The Autoethnographies of a Pandemic Project supports student researchers from Brooklyn College to craft autoethnographies of their own and their family and community experiences, both in the months and years leading up to the pandemic and over the first six months of the Covid-19 outbreak. 

There is a growing acknowledgement among researchers that the story of the Covid-19 pandemic is the story of inequality in the United States. New York City has been the epicenter of the pandemic and its unequal impacts. The day-to-day realities of the communities hit hardest by Covid-19—Black communities, immigrant communities, poor Americans, undocumented people—need to be much more clearly documented and understood. Autoethnographies of a Pandemic provides a window into various experiences during the Covid-19 outbreak, documenting and preserving a series of histories capturing the impacts of this moment in New York City and its hardest-hit communities. 

Essays by eight student researchers are being published as part of a series in Black Perspectives, a blog of the African American Intellectual History Society. Read the introduction to the series, by Jeanne Theoharis, Joseph Entin, and Dominick Braswell.

Principal Investigators

Jeanne Theoharis is Distinguished Professor of Political Science and the author or coauthor of nine books and numerous articles on the civil rights and Black Power movements and the contemporary politics of race. Her widely acclaimed biography The Rebellious Life of Mrs.

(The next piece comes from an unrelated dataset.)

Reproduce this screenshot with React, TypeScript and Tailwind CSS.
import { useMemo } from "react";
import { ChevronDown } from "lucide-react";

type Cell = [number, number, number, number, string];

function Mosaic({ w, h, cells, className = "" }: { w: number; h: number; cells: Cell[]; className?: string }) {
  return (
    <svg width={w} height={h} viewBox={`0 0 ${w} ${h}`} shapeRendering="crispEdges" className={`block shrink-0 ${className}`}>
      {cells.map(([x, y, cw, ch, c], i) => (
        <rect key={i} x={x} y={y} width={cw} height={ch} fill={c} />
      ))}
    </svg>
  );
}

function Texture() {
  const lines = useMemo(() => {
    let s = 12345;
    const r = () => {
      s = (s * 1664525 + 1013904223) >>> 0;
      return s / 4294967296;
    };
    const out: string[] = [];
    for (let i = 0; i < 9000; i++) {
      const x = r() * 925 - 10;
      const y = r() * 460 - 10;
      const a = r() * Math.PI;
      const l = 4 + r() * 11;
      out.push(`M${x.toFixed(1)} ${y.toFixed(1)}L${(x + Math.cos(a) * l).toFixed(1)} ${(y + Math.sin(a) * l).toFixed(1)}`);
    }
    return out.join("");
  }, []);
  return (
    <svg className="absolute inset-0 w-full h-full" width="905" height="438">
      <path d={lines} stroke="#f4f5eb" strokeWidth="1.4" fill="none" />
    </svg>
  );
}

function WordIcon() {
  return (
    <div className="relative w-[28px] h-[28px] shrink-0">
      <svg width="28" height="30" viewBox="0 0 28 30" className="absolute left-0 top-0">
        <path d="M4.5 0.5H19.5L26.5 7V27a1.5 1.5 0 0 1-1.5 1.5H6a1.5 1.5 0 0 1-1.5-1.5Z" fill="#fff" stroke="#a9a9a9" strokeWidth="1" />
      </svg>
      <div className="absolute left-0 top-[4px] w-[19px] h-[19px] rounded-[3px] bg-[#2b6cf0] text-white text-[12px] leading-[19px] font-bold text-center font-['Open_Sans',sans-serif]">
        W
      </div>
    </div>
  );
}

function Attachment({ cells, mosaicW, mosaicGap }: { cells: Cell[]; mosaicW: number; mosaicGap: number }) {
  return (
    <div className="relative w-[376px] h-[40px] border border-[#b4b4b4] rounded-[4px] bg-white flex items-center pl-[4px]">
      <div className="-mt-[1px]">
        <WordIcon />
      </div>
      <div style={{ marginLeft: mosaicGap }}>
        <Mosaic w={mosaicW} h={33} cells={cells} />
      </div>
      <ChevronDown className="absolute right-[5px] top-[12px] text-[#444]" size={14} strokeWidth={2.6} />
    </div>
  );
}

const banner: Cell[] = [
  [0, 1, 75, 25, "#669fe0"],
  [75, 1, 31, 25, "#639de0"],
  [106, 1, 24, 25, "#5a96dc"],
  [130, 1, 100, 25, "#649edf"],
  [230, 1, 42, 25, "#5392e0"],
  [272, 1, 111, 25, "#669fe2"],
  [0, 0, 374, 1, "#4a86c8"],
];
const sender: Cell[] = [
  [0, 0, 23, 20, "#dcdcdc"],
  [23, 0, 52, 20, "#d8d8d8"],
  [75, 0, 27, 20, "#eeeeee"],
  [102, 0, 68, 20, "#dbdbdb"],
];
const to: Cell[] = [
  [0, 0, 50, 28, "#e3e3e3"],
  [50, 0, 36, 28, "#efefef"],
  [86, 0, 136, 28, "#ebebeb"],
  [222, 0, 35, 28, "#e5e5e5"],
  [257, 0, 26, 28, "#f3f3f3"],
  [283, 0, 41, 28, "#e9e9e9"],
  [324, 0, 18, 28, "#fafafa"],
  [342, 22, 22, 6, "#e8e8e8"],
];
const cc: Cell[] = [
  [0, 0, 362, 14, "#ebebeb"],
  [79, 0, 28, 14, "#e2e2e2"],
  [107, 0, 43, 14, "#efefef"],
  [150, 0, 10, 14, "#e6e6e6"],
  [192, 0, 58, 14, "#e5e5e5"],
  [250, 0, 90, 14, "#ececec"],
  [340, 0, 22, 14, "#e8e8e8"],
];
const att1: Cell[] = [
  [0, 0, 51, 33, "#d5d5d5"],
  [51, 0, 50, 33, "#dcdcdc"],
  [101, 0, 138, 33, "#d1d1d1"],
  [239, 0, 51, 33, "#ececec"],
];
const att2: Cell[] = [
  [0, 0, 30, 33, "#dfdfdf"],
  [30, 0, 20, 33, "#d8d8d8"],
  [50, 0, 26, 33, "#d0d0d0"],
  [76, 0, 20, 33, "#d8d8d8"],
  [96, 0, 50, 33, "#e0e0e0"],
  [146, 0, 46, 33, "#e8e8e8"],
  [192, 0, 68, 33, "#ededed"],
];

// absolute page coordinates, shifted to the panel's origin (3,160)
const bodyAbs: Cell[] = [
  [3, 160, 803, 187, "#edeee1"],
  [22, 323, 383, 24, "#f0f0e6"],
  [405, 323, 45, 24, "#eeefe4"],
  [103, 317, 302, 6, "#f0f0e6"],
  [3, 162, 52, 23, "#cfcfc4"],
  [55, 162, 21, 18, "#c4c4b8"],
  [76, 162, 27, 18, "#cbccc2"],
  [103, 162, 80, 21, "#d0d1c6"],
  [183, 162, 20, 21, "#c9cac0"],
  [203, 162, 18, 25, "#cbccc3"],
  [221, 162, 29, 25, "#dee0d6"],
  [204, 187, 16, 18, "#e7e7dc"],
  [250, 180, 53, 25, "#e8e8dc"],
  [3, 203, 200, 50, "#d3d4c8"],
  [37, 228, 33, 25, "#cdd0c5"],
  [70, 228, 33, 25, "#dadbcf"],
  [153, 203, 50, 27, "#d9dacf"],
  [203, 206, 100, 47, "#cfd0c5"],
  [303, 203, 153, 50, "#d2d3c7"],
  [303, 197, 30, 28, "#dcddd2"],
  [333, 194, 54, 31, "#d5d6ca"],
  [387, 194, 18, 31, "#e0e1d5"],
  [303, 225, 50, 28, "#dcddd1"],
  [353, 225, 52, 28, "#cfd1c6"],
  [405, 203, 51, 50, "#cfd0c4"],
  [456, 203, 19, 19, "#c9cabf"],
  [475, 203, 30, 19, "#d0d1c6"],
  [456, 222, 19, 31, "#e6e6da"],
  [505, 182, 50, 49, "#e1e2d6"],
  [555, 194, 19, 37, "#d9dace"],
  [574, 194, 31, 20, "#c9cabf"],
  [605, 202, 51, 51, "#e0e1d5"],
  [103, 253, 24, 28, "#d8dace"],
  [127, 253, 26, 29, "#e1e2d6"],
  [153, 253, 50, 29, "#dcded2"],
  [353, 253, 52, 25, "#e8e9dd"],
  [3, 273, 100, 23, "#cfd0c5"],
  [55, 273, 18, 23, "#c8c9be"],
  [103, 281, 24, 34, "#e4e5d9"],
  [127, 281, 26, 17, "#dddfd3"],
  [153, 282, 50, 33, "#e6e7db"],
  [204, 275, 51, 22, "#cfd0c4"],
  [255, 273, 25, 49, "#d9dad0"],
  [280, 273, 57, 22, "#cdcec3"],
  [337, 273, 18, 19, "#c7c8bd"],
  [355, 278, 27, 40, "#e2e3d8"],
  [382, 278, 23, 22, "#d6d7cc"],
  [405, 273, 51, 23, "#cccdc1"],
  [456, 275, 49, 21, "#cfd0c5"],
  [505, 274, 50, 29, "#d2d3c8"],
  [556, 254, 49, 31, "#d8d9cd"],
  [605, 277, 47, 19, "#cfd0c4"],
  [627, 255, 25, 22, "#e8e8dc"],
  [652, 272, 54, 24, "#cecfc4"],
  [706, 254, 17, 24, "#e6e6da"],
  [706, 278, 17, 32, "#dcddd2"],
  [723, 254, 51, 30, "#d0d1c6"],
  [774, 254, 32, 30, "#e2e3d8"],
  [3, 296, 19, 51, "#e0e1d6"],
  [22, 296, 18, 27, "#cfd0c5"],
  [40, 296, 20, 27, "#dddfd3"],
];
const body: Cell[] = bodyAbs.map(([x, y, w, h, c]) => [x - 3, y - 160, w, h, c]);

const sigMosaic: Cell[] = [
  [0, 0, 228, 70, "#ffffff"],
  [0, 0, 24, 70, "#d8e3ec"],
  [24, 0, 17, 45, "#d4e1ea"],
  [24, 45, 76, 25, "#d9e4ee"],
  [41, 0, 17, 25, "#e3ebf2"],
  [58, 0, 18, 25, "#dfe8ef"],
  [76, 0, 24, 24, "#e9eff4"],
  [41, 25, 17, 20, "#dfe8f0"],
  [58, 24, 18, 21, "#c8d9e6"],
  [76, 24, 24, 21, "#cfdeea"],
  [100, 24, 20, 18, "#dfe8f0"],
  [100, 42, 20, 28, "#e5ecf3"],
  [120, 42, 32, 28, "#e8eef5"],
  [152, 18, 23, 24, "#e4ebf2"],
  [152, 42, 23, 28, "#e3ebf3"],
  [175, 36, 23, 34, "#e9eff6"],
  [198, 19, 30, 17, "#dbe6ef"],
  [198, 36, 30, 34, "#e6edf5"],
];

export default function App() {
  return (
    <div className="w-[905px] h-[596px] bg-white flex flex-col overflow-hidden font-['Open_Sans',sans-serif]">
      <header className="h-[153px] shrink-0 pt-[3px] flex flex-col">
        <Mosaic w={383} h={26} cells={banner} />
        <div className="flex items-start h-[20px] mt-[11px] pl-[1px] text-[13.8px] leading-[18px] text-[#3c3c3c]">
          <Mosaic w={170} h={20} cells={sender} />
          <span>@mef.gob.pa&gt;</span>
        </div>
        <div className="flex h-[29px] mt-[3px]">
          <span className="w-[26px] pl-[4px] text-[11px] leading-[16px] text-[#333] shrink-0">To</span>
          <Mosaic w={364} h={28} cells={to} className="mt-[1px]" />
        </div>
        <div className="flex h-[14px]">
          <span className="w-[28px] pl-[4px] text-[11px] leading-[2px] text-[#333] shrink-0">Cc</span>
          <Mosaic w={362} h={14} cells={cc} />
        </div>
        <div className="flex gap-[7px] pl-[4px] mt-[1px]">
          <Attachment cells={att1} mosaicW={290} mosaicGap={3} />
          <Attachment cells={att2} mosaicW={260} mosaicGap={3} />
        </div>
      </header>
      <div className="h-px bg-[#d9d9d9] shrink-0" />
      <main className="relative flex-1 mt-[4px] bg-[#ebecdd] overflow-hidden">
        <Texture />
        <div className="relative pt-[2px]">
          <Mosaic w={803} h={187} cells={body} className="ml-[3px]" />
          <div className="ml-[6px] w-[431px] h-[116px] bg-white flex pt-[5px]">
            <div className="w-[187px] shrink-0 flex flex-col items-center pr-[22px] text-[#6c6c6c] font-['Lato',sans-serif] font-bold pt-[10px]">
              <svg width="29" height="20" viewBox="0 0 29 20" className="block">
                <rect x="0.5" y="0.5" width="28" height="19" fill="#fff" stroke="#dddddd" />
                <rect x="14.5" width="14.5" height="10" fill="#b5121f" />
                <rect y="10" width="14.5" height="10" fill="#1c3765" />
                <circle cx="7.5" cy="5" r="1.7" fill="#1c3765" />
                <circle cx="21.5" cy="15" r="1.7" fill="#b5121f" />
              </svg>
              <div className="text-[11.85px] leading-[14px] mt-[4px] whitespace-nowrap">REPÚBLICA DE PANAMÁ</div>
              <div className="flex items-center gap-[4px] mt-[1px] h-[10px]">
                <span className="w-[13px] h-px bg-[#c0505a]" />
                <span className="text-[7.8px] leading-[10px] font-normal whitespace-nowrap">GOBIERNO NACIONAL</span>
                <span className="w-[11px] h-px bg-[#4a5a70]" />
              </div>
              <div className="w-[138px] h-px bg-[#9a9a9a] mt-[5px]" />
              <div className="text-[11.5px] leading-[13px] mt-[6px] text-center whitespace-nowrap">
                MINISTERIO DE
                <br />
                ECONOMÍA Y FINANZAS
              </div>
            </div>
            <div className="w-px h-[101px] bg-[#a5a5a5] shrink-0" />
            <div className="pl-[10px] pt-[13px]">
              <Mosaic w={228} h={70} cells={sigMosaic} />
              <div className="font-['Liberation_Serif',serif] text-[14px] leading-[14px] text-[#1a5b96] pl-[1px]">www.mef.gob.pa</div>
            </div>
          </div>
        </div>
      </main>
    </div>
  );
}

Rosa Parks won a 2014 NAACP Image Award and the Letitia Woods Brown Award from the Association of Black Women Historians and appeared on the New York Times bestseller list. Her  recent book A More Beautiful and Terrible History: The Uses and Misuses of Civil Rights History won the 2018 Brooklyn Public Library Literary Prize in Nonfiction. Her work has appeared in the New York Times, the Washington Post, MSNBC, The NationSlate, the Atlantic, Boston Review, Salon, the Intercept, and the Chronicle of Higher Education.  

Dominick Braswell is a New York City–based activist. He received his BA in Africana studies, with departmental honors, from Brooklyn College in 2018. For the past two years, Braswell has served as a program administrator for the Mellon Transfer Student Research Program. He interned for a year with the SSRC’s President’s Office. Braswell will begin a PhD program in African American Studies at the University of Massachusetts–Amherst in fall 2020.